By Marty Trillhaase
JEERS … to Idaho schools Superintendent Tom Luna. Last week he persuaded the Idaho Land Board to drain an extra $22 million from an endowment reserve account to soften the budget hit on public schools. This week, he derailed pumping more money into it.
At issue are the 521 cottage sites Idaho leases as vacation homes at Payette and Priest lakes. The state collects $4.3 million in rent, a return of only 1.7 percent on a $252 million asset. Idaho’s constitution requires this rental money be paid to the public schools, Lewis-Clark State College and Idaho State University.
Consultants Terry L. Anderson and Reed Watson say Idaho should be getting anywhere from 5 percent to 9 percent, which is what neighboring states charge for similar properties. Even the Parks and Recreation Department gets 3.75 percent return on its cottage sites at Heyburn Lake.
Along with Secretary of State Ben Ysursa and Gov. C. L. (Butch) Otter, Luna initially supported a plan to bring rents up to a rolling average of 4 percent. Because of the phase-in, rents would have risen only to 2.6 percent, however.
Attorney General Lawrence Wasden – who last year authored an opinion reminding the Land Board of its constitutional duty to get the maximum return on those cabin sites – thought the proposal inadequate and opposed it.
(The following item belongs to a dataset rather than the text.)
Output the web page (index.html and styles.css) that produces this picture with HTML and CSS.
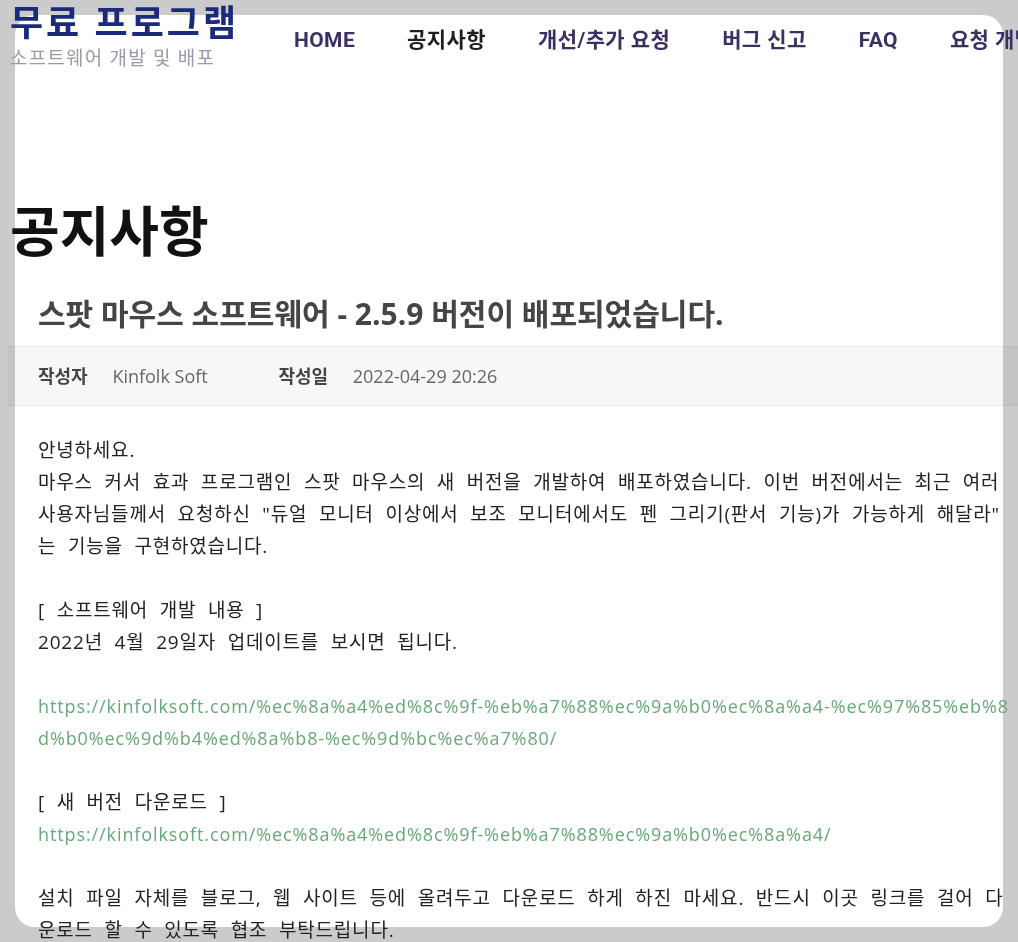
FILE: index.html
```html
<!DOCTYPE html>
<html lang="ko">
<head>
  <meta charset="UTF-8">
  <meta name="viewport" content="width=device-width, initial-scale=1.0">
  <title>공지사항 - 무료 프로그램</title>
  <link rel="stylesheet" href="styles.css">
</head>
<body>
  <div class="backdrop"></div>
  <div class="page">
    <header class="site-header">
      <div class="brand">
        <div class="site-title">무료 프로그램</div>
        <div class="site-desc">소프트웨어 개발 및 배포</div>
      </div>
      <nav class="main-nav">
        <a href="#">HOME</a>
        <a href="#" class="active">공지사항</a>
        <a href="#">개선/추가 요청</a>
        <a href="#">버그 신고</a>
        <a href="#">FAQ</a>
        <a href="#">요청 개발</a>
      </nav>
    </header>

    <h1 class="page-title">공지사항</h1>

    <h2 class="post-title">스팟 마우스 소프트웨어 - 2.5.9 버전이 배포되었습니다.</h2>

    <div class="post-meta">
      <span class="meta-label">작성자</span>
      <span class="meta-value">Kinfolk Soft</span>
      <span class="meta-label">작성일</span>
      <span class="meta-value">2022-04-29 20:26</span>
    </div>

    <div class="post-body">
      <p>안녕하세요.<br>마우스 커서 효과 프로그램인 스팟 마우스의 새 버전을 개발하여 배포하였습니다. 이번 버전에서는 최근 여러 사용자님들께서 요청하신 "듀얼 모니터 이상에서 보조 모니터에서도 펜 그리기(판서 기능)가 가능하게 해달라" 는 기능을 구현하였습니다.</p>
      <p>[ 소프트웨어 개발 내용 ]<br>2022년 4월 29일자 업데이트를 보시면 됩니다.</p>
      <p><a href="#">https://kinfolksoft.com/%ec%8a%a4%ed%8c%9f-%eb%a7%88%ec%9a%b0%ec%8a%a4-%ec%97%85%eb%8d%b0%ec%9d%b4%ed%8a%b8-%ec%9d%bc%ec%a7%80/</a></p>
      <p>[ 새 버전 다운로드 ]<br><a href="#">https://kinfolksoft.com/%ec%8a%a4%ed%8c%9f-%eb%a7%88%ec%9a%b0%ec%8a%a4/</a></p>
      <p>설치 파일 자체를 블로그, 웹 사이트 등에 올려두고 다운로드 하게 하진 마세요. 반드시 이곳 링크를 걸어 다운로드 할 수 있도록 협조 부탁드립니다.</p>
    </div>
  </div>
</body>
</html>
```

FILE: styles.css
```css
html, body { overflow: hidden; }
body {
  margin: 0;
  background-color: #cbcbcb;
  font-family: "Open Sans", "Noto Sans CJK KR", sans-serif;
  color: #222;
}
.backdrop {
  position: fixed;
  top: 15px;
  left: 15px;
  width: 988px;
  height: 912px;
  background: #fff;
  border-radius: 20px;
  z-index: -1;
}
.page { padding-left: 8px; width: 1010px; }

/* header */
.site-header { display: flex; align-items: flex-start; height: 70px; }
.brand { width: 284px; flex-shrink: 0; padding: 2px 0 0 2px; }
.site-title {
  font-size: 36px;
  line-height: 42px;
  font-weight: 700;
  letter-spacing: 3px;
  color: #1b2a7b;
}
.site-desc {
  margin-top: 3px;
  font-size: 19px;
  line-height: 22px;
  letter-spacing: 1.2px;
  color: #9a9aa8;
}
.main-nav { display: flex; gap: 52px; padding-top: 27px; white-space: nowrap; }
.main-nav a {
  font-family: Roboto, "Noto Sans CJK KR", sans-serif;
  font-size: 21px;
  line-height: 26px;
  font-weight: 700;
  letter-spacing: 0.4px;
  color: #3b2f63;
  text-decoration: none;
}
.main-nav a.active { color: #1f1f1f; }

/* post */
.page-title {
  margin: 129px 0 0 2px;
  font-size: 54px;
  line-height: 64px;
  font-weight: 700;
  color: #111;
}
.post-title {
  margin: 31px 0 0;
  padding-left: 30px;
  font-size: 30px;
  line-height: 40px;
  font-weight: 700;
  color: #454545;
}
.post-meta {
  margin-top: 12px;
  padding-left: 30px;
  height: 58px;
  line-height: 58px;
  background: rgba(0, 0, 0, 0.03);
  border-top: 1px solid rgba(0, 0, 0, 0.06);
  border-bottom: 1px solid rgba(0, 0, 0, 0.06);
  font-size: 18px;
}
.meta-label { font-weight: 700; color: #444; margin-right: 20px; }
.meta-value { color: #666; margin-right: 66px; }

.post-body {
  margin: 28px 8px 0 0;
  padding-left: 30px;
  font-size: 19px;
  line-height: 32px;
  letter-spacing: 0.8px;
  word-spacing: 5.9px;
  color: #222;
}
.post-body p { margin: 0 0 32px; }
.post-body a {
  font-size: 18px;
  color: #67a97a;
  text-decoration: none;
  letter-spacing: 0.9px;
  word-spacing: normal;
  word-break: break-all;
}
```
Controller Donna Jones was non-committal.
Then Luna yanked his support during Tuesday’s Land Board meeting, arguing he needed more time to study so-called premium rents. Because state rents are so far below market rates, purchasers of the leases are willing to pay additional money to obtain one. In effect, they are prepaying rent – but to the original lease-holder, not the state. Some $26 million changed hands from 78 recent lease transfers. Only 10 percent of this money went to the public schools, LCSC and ISU. Lease-holders pocketed the rest.
When Luna and the Land Board settle this issue, will the schools, LCSC and ISU win – or will the politicians side with the special interests?